On 07.06.21 02:41, Richard Sharpe wrote:
On Sun, Jun 6, 2021 at 5:42 PM Jan Mall <jan.mall@xxxxxxxxxx> wrote:
The ultimate goal is an automotive dissector, which takes abstract
network descriptions for automotive buses and dissects the messages on
the bus accordingly. But as every bus has a different set of message
definitions, I somehow need to find out on which bus (physical
interface) I receive the traffic in order to perform dissection
according to the message definitions for this bus. Of course the user
could just change the network description in the plugins preferences
every time he switches the interfaces, but I thought maybe there's a
smoother solution.
Are the messages partitioned such that they are different on each
interface, or is it the case that Message 1 can appear on interface
types A and B but with different formats?
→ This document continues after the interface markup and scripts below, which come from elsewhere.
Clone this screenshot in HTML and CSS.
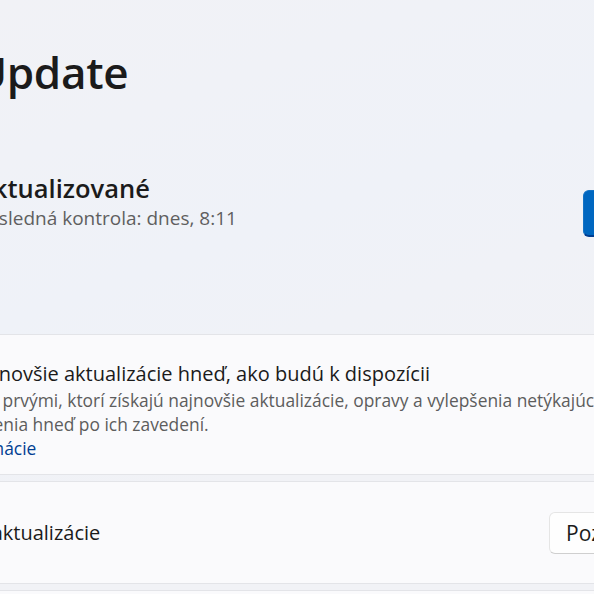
FILE: index.html
```html
<!DOCTYPE html>
<html lang="sk">
<head>
<meta charset="utf-8">
<title>Windows Update</title>
<link rel="stylesheet" href="styles.css">
</head>
<body>
<main class="content">
  <h1 class="title">Windows Update</h1>
  <section class="status">
    <div class="status-icon">
      <svg viewBox="0 0 96 96" width="110" height="110" aria-hidden="true">
        <path d="M48 14a34 34 0 1 1-30 18" fill="none" stroke="#0067c0" stroke-width="7" stroke-linecap="round"/>
        <circle cx="70" cy="70" r="18" fill="#0f7b0f"/>
        <path d="M62 70l6 6 11-12" fill="none" stroke="#fff" stroke-width="4" stroke-linecap="round" stroke-linejoin="round"/>
      </svg>
    </div>
    <div class="status-text">
      <div class="status-title">Aktualizované</div>
      <div class="status-sub">Posledná kontrola: dnes, 8:11</div>
    </div>
    <button class="btn btn-primary">Vyhľadať aktualizácie</button>
  </section>
  <div class="cards">
    <div class="card card-tall">
      <div class="card-icon">
        <svg viewBox="0 0 24 24" width="30" height="30" aria-hidden="true"><path d="M12 3v4M12 17v4M3 12h4M17 12h4" stroke="#1b1b1b" stroke-width="1.5" fill="none"/></svg>
      </div>
      <div class="card-body">
        <div class="card-title">Získajte najnovšie aktualizácie hneď, ako budú k dispozícii</div>
        <div class="card-desc">Buďte medzi prvými, ktorí získajú najnovšie aktualizácie, opravy a vylepšenia netýkajúce<br>sa zabezpečenia hneď po ich zavedení.</div>
        <a class="card-link" href="#">Ďalšie informácie</a>
      </div>
    </div>
    <div class="card card-pause">
      <div class="card-icon">
        <svg viewBox="0 0 24 24" width="30" height="30" aria-hidden="true"><path d="M9 5v14M15 5v14" stroke="#1b1b1b" stroke-width="1.5" fill="none"/></svg>
      </div>
      <div class="card-body">
        <div class="card-title">Pozastaviť aktualizácie</div>
      </div>
      <button class="btn btn-secondary">Pozastaviť na 1 týždeň</button>
    </div>
    <div class="card">
      <div class="card-body">
        <div class="card-title">História aktualizácií</div>
      </div>
    </div>
  </div>
</main>
</body>
</html>
```

FILE: styles.css
```css
html, body {
  margin: 0;
  padding: 0;
}
body {
  width: 594px;
  height: 594px;
  overflow: hidden;
  background: linear-gradient(160deg, #f1f2f6 0%, #eff2f8 40%, #f1f2f6 70%);
  font-family: "Open Sans", "Noto Sans", sans-serif;
  color: #1b1b1b;
}
.content {
  margin-left: -187px;
  width: 1012px;
  padding-top: 47px;
}
.title {
  margin: 0 0 0 -41px;
  font-size: 44px;
  font-weight: 600;
  line-height: 50px;
  letter-spacing: -0.3px;
}
.status {
  display: flex;
  align-items: center;
  margin-top: 61px;
  height: 110px;
}
.status-icon {
  width: 110px;
  height: 110px;
  margin-right: 53px;
}
.status-text {
  flex: 1;
  margin-bottom: 22px;
}
.status-title {
  font-size: 25.5px;
  font-weight: 600;
  line-height: 32px;
}
.status-sub {
  font-size: 19px;
  line-height: 28px;
  color: #5f5f5f;
}
.btn {
  font-family: inherit;
  font-size: 19px;
  border-radius: 6px;
  height: 47px;
  padding: 0 18px;
  white-space: nowrap;
  overflow: hidden;
}
.btn-primary {
  width: 242px;
  background: #0067c0;
  color: #fff;
  border: 1px solid #1473c5;
  border-bottom: 2px solid #003e92;
}
.cards {
  margin-top: 66px;
  display: flex;
  flex-direction: column;
  gap: 6px;
}
.card {
  display: flex;
  align-items: center;
  background: #fafafc;
  border: 1.5px solid #e3e4e8;
  border-radius: 6px;
  padding: 0 24px;
  height: 100px;
}
.card-tall {
  height: 139px;
  align-items: flex-start;
}
.card-pause {
  height: 101px;
}
.card-icon {
  width: 30px;
  margin-right: 24px;
  flex: none;
}
.card-tall .card-icon {
  margin-top: 26px;
}
.card-body {
  flex: 1;
}
.card-tall .card-body {
  padding-top: 25px;
}
.card-title {
  font-size: 20px;
  line-height: 28px;
}
.card-tall .card-title {
  margin-left: 2px;
}
.card-desc {
  font-size: 17.4px;
  line-height: 24px;
  color: #5d5d5d;
  margin-left: 4px;
}
.card-link {
  display: inline-block;
  font-size: 17.4px;
  line-height: 24px;
  color: #003e92;
  text-decoration: none;
  margin-left: 4px;
}
.btn-secondary {
  width: 251px;
  height: 42px;
  font-size: 21px;
  text-align: left;
  padding: 0 16px;
  background: #fefefe;
  color: #1b1b1b;
  border: 1px solid #e5e5e5;
  border-bottom-color: #cfcfcf;
}
```
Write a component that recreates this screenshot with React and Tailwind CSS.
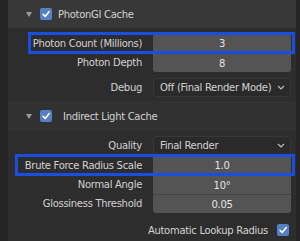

The messages (e.g. CAN messages) are different for each interface, but
are not unique across interfaces. So e.g. one message with ID xyz can
occur on both interfaces, but has a different meaning/datatype on each
interface.
On 07.06.21 02:57, Guy Harris wrote:
On Jun 6, 2021, at 5:41 PM, Jan Mall <jan.mall@xxxxxxxxxx> wrote:
The ultimate goal is an automotive dissector, which takes abstract network descriptions for automotive buses and dissects the messages on the bus accordingly. But as every bus has a different set of message definitions,
So is there a single LINKTYPE_ value for all those buses, or do they all have different LINKTYPE_ values?
If so, what are the LINKTYPE_ values?
On 07.06.21 11:49, Roland Knall wrote:
Also are you running the same protocol on all the different buses, or
has each bus its own distinctive protocol?
cheers
Roland
Answering both your questions:
The LINKTYPE for all interfaces is LINKTYPE_CAN_SOCKETCAN - so on all
interfaces the protocol (CAN via SocketCAN) is the same. So I can't make
any distinction right there.
-------------------------------------------------------
After continuing searching I found this snippet in the UI part:
"epan_get_interface_name(pinfo->epan,
pinfo->rec->rec_header.packet_header.interface_id);"
As it's marked as public API function (wondering why I did not found it
earlier), I tested it inside my dissector function and it returns the
expected interface name. So looks like I'm now able to make a
distinction based on the interface inside my dissector.
Still wondering if there is maybe a callback/event I could register to
get notified as soon as the user starts capturing on a specific
interface (including the interface name)?
Thanks to you guys, for helping me out so far - highly appreciated.